Arguably many of the US's current problems stem from inadequately addressing the pro-slavery faction. At least now the question of "what is the significance of all these statues from the losing side of the civil war?" is back in the public consciousness.
> Conversely the South African "truth and reconciliation commission" seems to have played a part in the healing of that country - but at the cost of leaving crimes unpunished.
You punish people to deter others for committing the same crime. The other benefit, revenge, has a scope that is too narrow to benefit the masses. So, if you are replacing an evil regime with a new regime and there is no possibility that the old regime will come back (apartheid has run by a small minority of the population) then there is no benefit from punishing past crimes. This is why the "truth and reconciliation commission" was so successful.
Very few countries can boast to such a peaceful political turnaround.
>> Very few countries can boast to such a peaceful political turnaround.
I'd say most countries in Eastern Europe and some in South America certainly can boast that. Political changes don't nessecarily have to be bloody, violent affairs.
De-Baathification is arguably one of the primary driving factors in the birth of ISIS. It was such a terrible policy, and set the USA up to fail from the beginning in their mission to implement a stable, functioning government.
No one expected a miracle, but she was a Nobel Peace Prize recipient! She could have done much more to prevent the atrocities happening to the Rohingya.

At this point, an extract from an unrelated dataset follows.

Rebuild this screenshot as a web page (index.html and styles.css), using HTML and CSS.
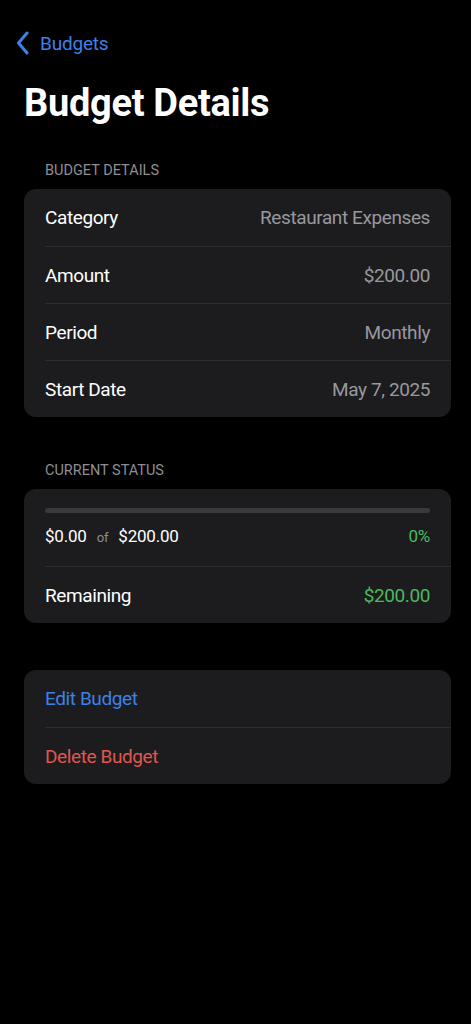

I'm no policing expert, but I think a start might be arresting the assailants. I mean in a lot of cases, the videos are being posted to the assailant's Facebook. Now again, I'm no crack detective, but that seems like some evidence you could use to me.
I don't really understand the detail of the situation of her release and taking power but I'm starting to suspect we may have been lied to, or at least given a drastically oversimplified version of events.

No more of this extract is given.